Given the long, exciting history of the Subway Series, this historic showdown -- the first postseason games between the Yankees and the Mets -- should be dramatic. Unforgettable scenes from Subway Series past include:
-- In 1956, Yankees right-hander Don Larsen pitched a perfect game against the Brooklyn Dodgers.
-- In 1955, Brooklyn left fielder Sandy Amoros robbed Yogi Berra in Game 7 as the Dodgers won their first World Series.
-- In 1951, Willie Mays saying hello as Joe DiMaggio was saying farewell.
-- In 1947, the Dodgers' Cookie Lavagetto broke up a no-hit bid by the Yankees' Bill Bevens in a Brooklyn victory.
Yankees fan Richard Pietrafesa, 67, recalls when the Subway Series was nearly an annual New York event. Between 1950 and 1956, the World Series stayed in the city five times.
"The Yankees and the Giants, the Yankees and the Dodgers -- I remember those days," Pietrafesa said. "The city was different then. People were more sports-crazy."

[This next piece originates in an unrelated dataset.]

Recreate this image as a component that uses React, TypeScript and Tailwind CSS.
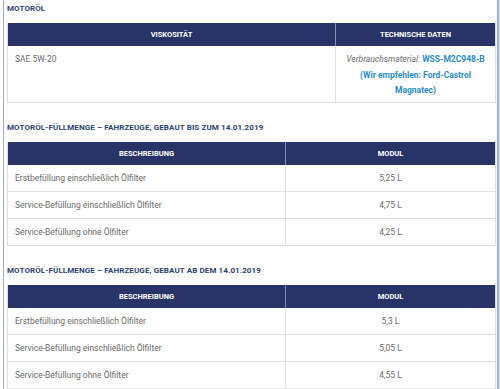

It's hard to imagine that, given the massive outpouring of emotion from baseball-demented fans of both teams. Fans on either side were quick to declare their team the best in baseball.
"Finally, we're gonna see what it comes down to, who's the better team," said Will Cruz, 24, sporting a Yankees jacket on the Mets express, the No. 7 train. "This is the real deal."
Mets fan Cosmo Baltazar, 20, of Brooklyn, offered the opposing view.
"The Mets are gonna take it," he predicted. "I feel it. Trust me."
For the candle-toting Beltran, the subway series offered a chance for his Yankees to assert their superiority. But it was also a chance to check out the World Series on a budget.
"Subway Series," he said. "From here to Queens, it's just $1.50."